A general contractor can invest heavily in the latest project management software, estimating platforms, and field technology. But if no one understands the workflows, role responsibilities, jobsite coordination requirements, or how the field and office communicate, the project still struggles.
The technology may function perfectly. The business does not. That distinction increasingly defines what is happening across construction technology implementations today.
Construction firms continue investing aggressively in project management systems, ERP platforms, AI-driven scheduling tools, analytics dashboards and field automation technology. Yet despite those investments, most implementations still fail to deliver the operational or financial outcomes leadership expected when the initiative was approved.
Recent industry findings reveal that only 12.1% of logistics technology programs ultimately delivered on time, on budget and achieved their expected business outcomes. More than 91% experienced budget overruns, while nearly 89% realized less than 76% of projected ROI. While these figures originate in logistics technology, the implementation dynamics mirror what construction leaders encounter repeatedly on their own technology initiatives.
The reason is straightforward: most companies are executing systems integration when what they actually need is business integration.
Technology Isn't the Problem. Operational Readiness Is.
The construction industry has spent years assuming implementation struggles are primarily technology problems. Increasingly, the data suggests otherwise.
Systems integration focuses on getting the platform technically operational: configuring the software, migrating project data, testing workflows and connecting systems. Business integration focuses on whether the organization itself is operationally prepared to absorb the technology through governance structures, workflow redesign, operational readiness, change management, adoption planning and decision authority.
One installs the system. The other enables the business to function through it. Too many construction firms complete the first while assuming the second will happen organically.
One of the clearest examples appears in how construction organizations handle data. Recent industry polling identified data quality and system integration as the single largest operational challenge facing supply chain organizations, impacting 32% of respondents. The same dynamic plays out on construction projects, where inconsistent data across estimating, scheduling, procurement and field operations creates compounding problems that no software can resolve on its own.
Organizations often attempt to layer sophisticated planning tools, optimization engines, or AI capabilities onto operational environments where workflows, ownership structures, business rules and reporting standards remain inconsistent across departments and project teams. The software becomes the visible failure point, but the underlying issue existed long before implementation began.
Technology amplifies organizational discipline. It does not replace it.
Most Implementations Fail Before Go-Live
One of the strongest patterns emerging from technology implementations is that most failures begin during the transition between vendor selection and operational execution.
When leaders were asked what would have reduced the need for mid-project correction, 61.4% identified one issue above all others: a structured transition from vendor contracting into implementation.
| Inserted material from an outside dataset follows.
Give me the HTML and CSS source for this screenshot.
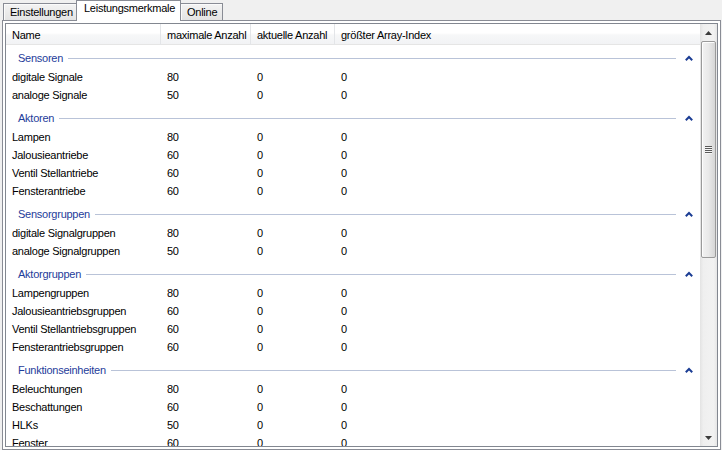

Yet fewer than 10% reported actually having that discipline in place.
Construction organizations spend enormous time evaluating software capabilities but comparatively little time designing the operational framework required to support the implementation itself. Readiness assessments are incomplete, governance structures are introduced too late, timelines are driven by vendor availability rather than project operational readiness, and authority structures across field, office and ownership teams remain ambiguous.
The downstream financial consequences are substantial.
Industry findings show that 82.6% of organizations required more than six months to reach full operational adoption, while 11.6% took more than a full year. More concerning, 5.8% had still not fully adopted the system at all. For construction firms managing tight margins and fast-moving project timelines, delayed adoption translates directly into cost exposure.
A software vendor may successfully complete the implementation statement of work while the construction organization itself remains operationally unprepared to use the system effectively across the full project lifecycle. From a technical standpoint, the project succeeded. From a financial standpoint, it failed.
The same pattern is now emerging with AI adoption. Industry polling shows that 37% of organizations are still exploring where AI could provide operational value, while another 29% remain stuck in pilots. For construction, AI holds significant promise across scheduling optimization, cost forecasting and risk management. But those capabilities depend on clean workflows, integrated operational data and clearly defined decision structures — not software features alone.
Without those foundations, AI remains trapped in experimentation because the organization itself is not prepared to operationalize the technology at scale.
Adoption Is the Real ROI Metric
One of the most overlooked realities in enterprise technology deployment is that go-live is not the finish line. Adoption is.
Yet many organizations still approach training primarily as a software orientation exercise rather than a workforce enablement strategy. Only 8.2% of organizations reported providing role-specific, workflow-based training tailored to how employees actually perform their jobs. In construction, that means field crews, project managers, estimators and executives each need training specific to how their role interacts with the system, not a single generic walkthrough.
The issue is not whether employees understand the software. It is whether they understand how the business now operates through the software.
That distinction defines business integration.
Construction firms that consistently outperform their peers do not treat technology implementation as an IT event. They treat it as an enterprise operational transformation initiative involving governance, workflows, accountability, process enablement, finance and organizational readiness.
As construction operations become more automated, interconnected, and AI-enabled, the firms that separate themselves will not simply be the ones buying more advanced technology. They will be the ones integrating their businesses more effectively around that technology.
The companies that win will not just install the tools. They will know how to run the project.